AIP-4221

Client-side retry

Many APIs have error modes that a client should retry. These error modes vary across APIs, leaving users to hand-write retry logic around client libraries based on available documentation. Client libraries have the opportunity to help by implementing automatic client-side retries of well-known error modes.

Guidance

Client libraries should provide automatic, client-side retry logic. Client libraries with automatic client-side retry logic should provide a mechanism for users to specify error codes to be retried and delays for those retries.

Client libraries for API systems that support remotely-resolved client retry configuration should respect the remotely-resolved configuration. However, user configuration must be honored.

Client library generators implementing this feature must accept a retry configuration. This retry configuration may be supplied via a protoc plugin option. In the absence of a given retry configuration, client library generators should not generate a default retry configuration.

Retry implementation

Client libraries should make client-side retry transparent to the user. The user should not have to opt-in to client-side retry explicitly, but the user must have a way to disable client-side retry altogether.

Retry configuration mechanisms

Client libraries should surface a mechanism through which users may control the client-side retry configuration, including disabling client-side retry altogether.

For example, Go client libraries for gRPC services can supply an option, WithDisableRetry, at client initialization to disable the use of the automatic client-side retry logic.

opts := []grpc.DialOption{
  grpc.WithDisableRetry(),
  grpc.WithTransportCredentials(creds),
}

cc, err := grpc.Dial("my.api.net:443", opts...)
if err != nil {
  // ...
}

Remotely-resolved client configuration

Some API systems have built-in mechanisms for clients to retrieve a remotely-defined configuration that includes client-side retry configuration.
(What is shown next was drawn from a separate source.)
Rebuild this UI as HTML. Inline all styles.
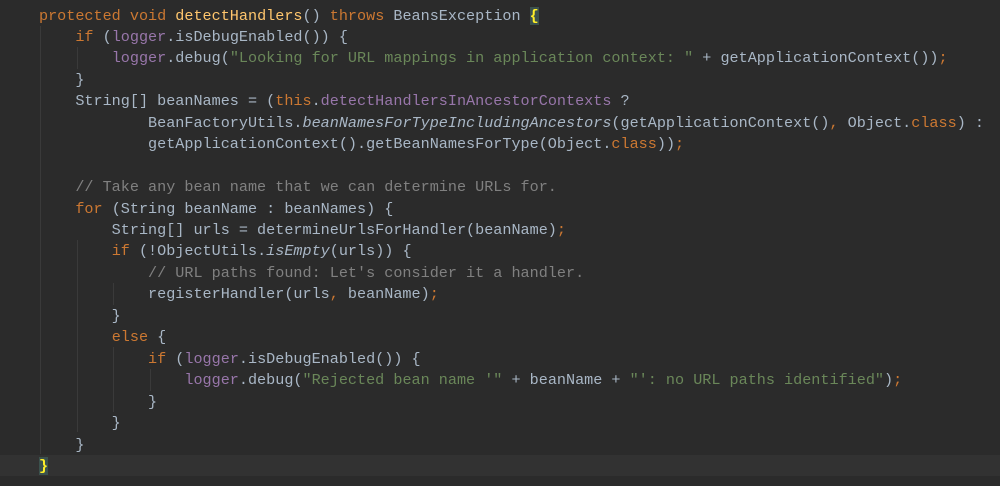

For example, gRPC supports the resolution of client configuration that includes configuration for automatic client-side retry.

Client libraries should respect the remotely-resolved configuration, except when a user overrides it via the aforementioned client library retry configuration mechanisms.

Client library generator retry configuration

Client library generators that implement client-side retry must accept a retry configuration. This is to enable API producers to supply a retry configuration that best-suits their service.

For example, gRPC client-side retry is configured with a RetryPolicy within a gRPC Service Config. Here is a configuration that applies the RetryPolicy to all methods in the google.example.library.v1.LibraryService service, except for those that are explicitly named which get no RetryPolicy.

{
  "methodConfig": [{
    "name": [{ "service": "google.example.library.v1.LibraryService" }],
    "waitForReady": true,
    "timeout": "60s",
    "retryPolicy": {
      "maxAttempts": 3,
      "initialBackoff": "0.01s",
      "maxBackoff": "60s",
      "backoffMultiplier": 1.3,
      "retryableStatusCodes": ["UNAVAILABLE"]
    }
  },
  {
    "name": [
      { "service": "google.example.library.v1.LibraryService", "method": "CreatePublisher" },
      { "service": "google.example.library.v1.LibraryService", "method": "DeletePublisher" },
      { "service": "google.example.library.v1.LibraryService", "method": "CreateBook" },
      { "service": "google.example.library.v1.LibraryService", "method": "DeleteBook" },
      { "service": "google.example.library.v1.LibraryService", "method": "UpdateBook" },
      { "service": "google.example.library.v1.LibraryService", "method": "MoveBook" }
    ],
    "waitForReady": true,
    "timeout": "60s"
  }]
}

The retry configuration may be a protoc plugin option. For example, a generator could accept the file path of the configuration with an option like:

  --{plugin_name}_opt="retry-config=/path/to/config.file"

In the absence of a retry configuration, a generator should not generate a "default" retry configuration. This results in a generated client library that does not retry anything unless configured to do so by the user.

Further reading

  • For which error codes to retry, see AIP-194.

Changelog

  • 2020-09-23: Changed the examples from "shelves" to "publishers", to present a better example of resource ownership.